**YOUR TASK:** Each line that holds the word "styles" counts once. Give the total number of such lines and nothing else.

**RAW DATA:**
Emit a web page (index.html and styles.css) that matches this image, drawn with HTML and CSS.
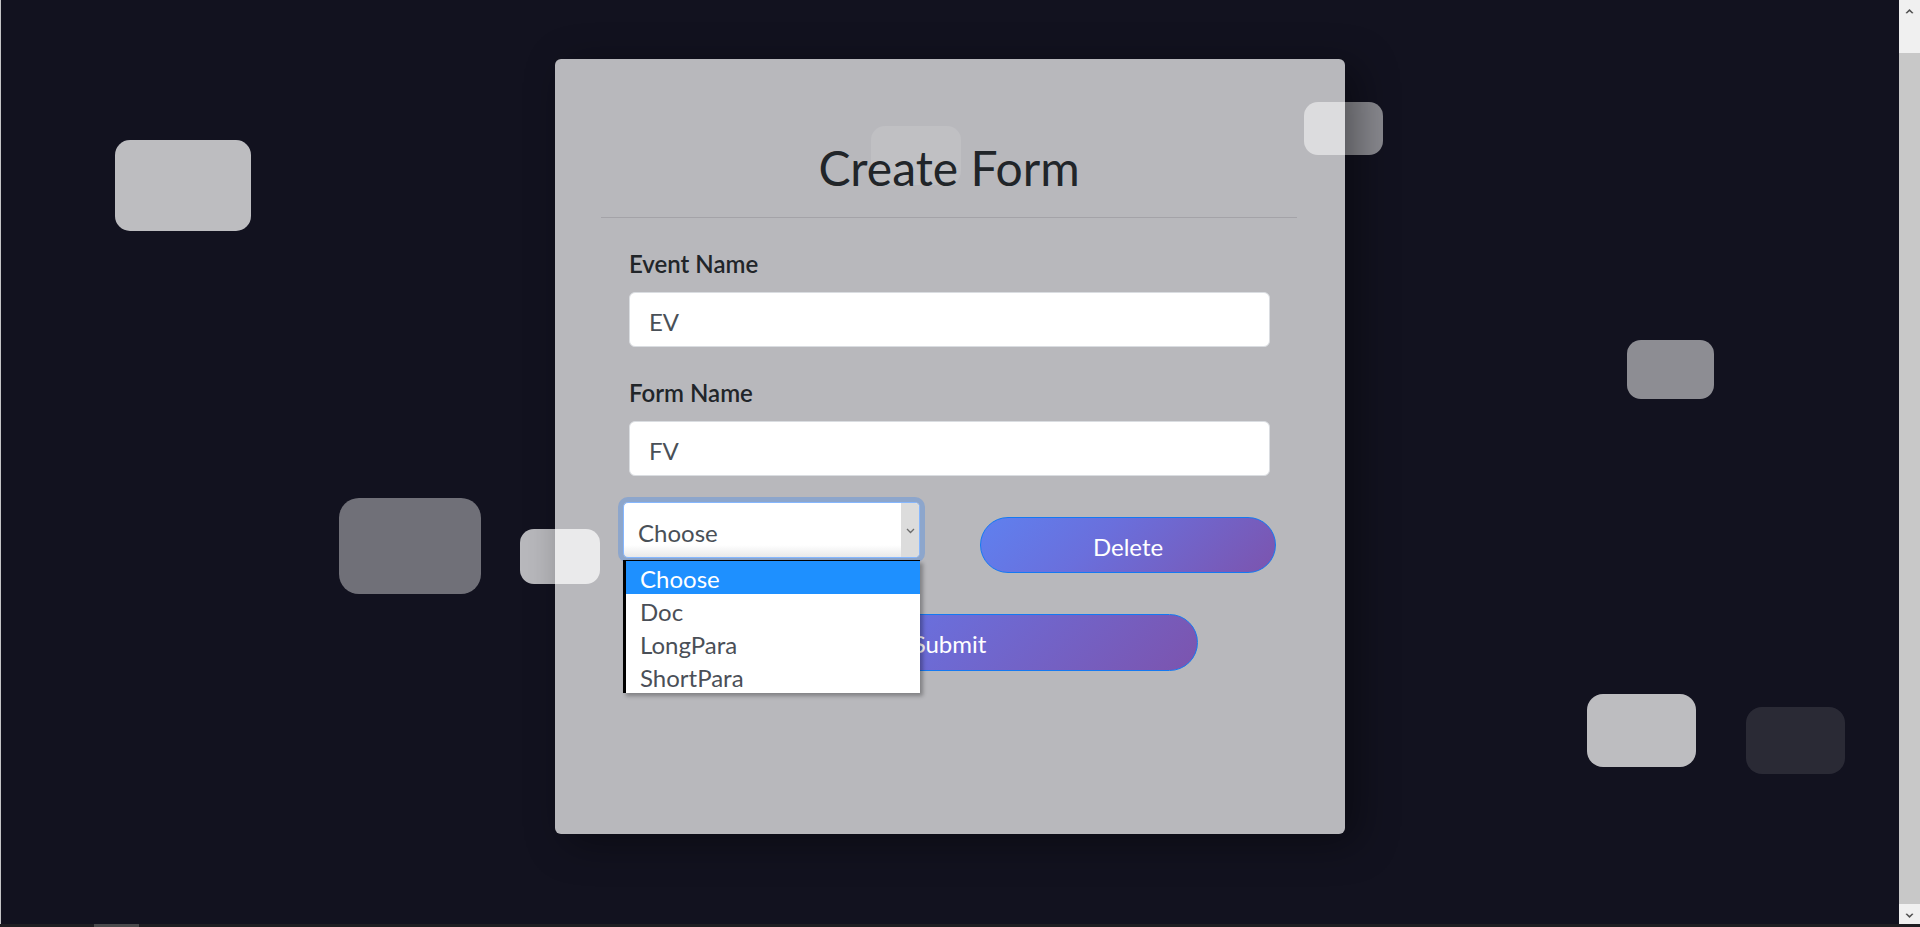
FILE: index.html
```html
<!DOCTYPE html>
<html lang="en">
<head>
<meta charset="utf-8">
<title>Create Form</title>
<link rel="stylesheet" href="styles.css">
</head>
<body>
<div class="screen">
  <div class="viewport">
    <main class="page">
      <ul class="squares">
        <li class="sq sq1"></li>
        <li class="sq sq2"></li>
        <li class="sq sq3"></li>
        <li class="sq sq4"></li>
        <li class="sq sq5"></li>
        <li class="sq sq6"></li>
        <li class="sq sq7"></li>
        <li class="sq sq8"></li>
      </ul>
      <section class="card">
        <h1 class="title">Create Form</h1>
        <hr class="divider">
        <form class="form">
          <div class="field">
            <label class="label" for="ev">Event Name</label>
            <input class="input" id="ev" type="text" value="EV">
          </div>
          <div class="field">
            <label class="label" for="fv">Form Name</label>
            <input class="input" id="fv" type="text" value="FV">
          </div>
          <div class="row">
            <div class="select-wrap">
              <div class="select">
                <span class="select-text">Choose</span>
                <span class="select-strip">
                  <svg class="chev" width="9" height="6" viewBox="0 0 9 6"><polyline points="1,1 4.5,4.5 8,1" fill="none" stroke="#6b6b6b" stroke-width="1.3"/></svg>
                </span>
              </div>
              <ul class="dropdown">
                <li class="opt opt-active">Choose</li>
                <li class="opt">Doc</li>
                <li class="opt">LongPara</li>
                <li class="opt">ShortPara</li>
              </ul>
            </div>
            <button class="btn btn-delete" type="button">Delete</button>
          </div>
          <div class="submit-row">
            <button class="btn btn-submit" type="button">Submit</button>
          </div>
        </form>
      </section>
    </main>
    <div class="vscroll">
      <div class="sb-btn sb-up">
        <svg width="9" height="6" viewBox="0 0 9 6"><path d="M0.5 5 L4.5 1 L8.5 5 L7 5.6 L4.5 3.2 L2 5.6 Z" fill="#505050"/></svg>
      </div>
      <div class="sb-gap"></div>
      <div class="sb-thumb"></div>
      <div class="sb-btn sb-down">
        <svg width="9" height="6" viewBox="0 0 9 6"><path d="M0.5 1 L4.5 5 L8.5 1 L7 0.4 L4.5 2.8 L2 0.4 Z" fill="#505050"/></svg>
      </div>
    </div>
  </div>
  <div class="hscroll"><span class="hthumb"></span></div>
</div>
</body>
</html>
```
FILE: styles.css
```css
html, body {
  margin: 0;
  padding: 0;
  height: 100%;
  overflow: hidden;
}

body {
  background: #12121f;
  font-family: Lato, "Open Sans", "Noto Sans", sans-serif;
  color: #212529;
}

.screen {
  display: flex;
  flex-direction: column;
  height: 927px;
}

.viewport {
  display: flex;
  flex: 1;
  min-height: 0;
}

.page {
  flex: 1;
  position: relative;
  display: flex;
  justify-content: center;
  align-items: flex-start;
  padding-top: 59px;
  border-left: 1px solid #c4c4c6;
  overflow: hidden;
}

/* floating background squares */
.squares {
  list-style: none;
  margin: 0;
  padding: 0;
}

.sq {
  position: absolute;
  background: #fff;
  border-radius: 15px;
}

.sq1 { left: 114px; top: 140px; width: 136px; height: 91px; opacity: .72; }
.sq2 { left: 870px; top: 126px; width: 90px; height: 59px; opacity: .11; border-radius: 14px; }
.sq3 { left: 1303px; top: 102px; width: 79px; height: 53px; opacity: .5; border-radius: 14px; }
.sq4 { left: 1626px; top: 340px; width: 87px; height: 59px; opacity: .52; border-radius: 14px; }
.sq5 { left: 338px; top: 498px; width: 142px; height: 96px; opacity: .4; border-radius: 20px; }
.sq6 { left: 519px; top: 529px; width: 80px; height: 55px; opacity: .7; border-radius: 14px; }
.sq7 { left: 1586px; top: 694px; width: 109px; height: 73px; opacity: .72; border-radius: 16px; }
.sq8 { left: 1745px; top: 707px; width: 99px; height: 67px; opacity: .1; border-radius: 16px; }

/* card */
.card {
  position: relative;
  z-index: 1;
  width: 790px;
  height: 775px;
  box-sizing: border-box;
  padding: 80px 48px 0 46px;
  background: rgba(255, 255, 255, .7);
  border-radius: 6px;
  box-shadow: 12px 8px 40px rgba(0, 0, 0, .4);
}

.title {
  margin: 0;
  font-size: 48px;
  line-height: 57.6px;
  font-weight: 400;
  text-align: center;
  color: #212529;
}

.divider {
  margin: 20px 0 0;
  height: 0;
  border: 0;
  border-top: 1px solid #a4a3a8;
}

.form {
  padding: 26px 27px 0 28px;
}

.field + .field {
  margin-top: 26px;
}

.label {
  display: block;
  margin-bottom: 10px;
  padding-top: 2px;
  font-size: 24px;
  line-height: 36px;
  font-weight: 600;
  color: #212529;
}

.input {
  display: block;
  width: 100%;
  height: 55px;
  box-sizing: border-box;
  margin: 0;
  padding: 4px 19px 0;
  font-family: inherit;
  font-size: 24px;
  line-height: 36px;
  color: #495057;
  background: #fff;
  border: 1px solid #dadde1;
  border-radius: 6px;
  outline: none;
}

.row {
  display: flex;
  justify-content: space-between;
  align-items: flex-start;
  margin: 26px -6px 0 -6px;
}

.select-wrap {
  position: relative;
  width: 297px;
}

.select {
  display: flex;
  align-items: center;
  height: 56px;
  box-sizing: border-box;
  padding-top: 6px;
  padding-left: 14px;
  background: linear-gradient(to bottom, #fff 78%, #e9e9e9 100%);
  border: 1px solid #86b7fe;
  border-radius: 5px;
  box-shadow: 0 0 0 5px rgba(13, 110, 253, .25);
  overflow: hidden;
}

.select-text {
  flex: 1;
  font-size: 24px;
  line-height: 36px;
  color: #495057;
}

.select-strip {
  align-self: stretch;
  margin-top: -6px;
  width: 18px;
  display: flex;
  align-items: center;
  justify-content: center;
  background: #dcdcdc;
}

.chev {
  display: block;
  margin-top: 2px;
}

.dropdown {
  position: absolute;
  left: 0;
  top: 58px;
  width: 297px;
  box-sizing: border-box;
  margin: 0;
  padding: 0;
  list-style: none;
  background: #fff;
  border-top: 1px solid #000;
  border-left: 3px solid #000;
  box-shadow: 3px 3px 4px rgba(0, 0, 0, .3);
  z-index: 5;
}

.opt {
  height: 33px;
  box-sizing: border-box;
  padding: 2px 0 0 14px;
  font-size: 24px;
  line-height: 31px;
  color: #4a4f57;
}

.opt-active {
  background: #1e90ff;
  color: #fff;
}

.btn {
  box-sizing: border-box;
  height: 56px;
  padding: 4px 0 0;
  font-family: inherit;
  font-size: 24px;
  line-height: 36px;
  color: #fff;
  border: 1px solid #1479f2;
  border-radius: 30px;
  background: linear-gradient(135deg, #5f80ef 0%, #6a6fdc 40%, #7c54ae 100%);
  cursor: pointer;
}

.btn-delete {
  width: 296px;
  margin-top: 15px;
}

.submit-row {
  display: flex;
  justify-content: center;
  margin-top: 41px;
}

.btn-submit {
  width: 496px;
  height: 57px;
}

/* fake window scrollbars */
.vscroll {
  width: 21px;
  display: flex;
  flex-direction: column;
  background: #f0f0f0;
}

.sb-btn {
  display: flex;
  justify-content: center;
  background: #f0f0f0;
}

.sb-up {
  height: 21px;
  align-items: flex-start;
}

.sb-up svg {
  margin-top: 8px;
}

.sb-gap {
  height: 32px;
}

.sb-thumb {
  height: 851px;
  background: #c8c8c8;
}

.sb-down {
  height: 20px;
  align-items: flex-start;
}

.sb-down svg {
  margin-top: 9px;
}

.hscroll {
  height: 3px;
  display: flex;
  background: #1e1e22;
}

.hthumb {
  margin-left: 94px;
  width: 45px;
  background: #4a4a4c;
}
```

**CORRECT OUTPUT:** 3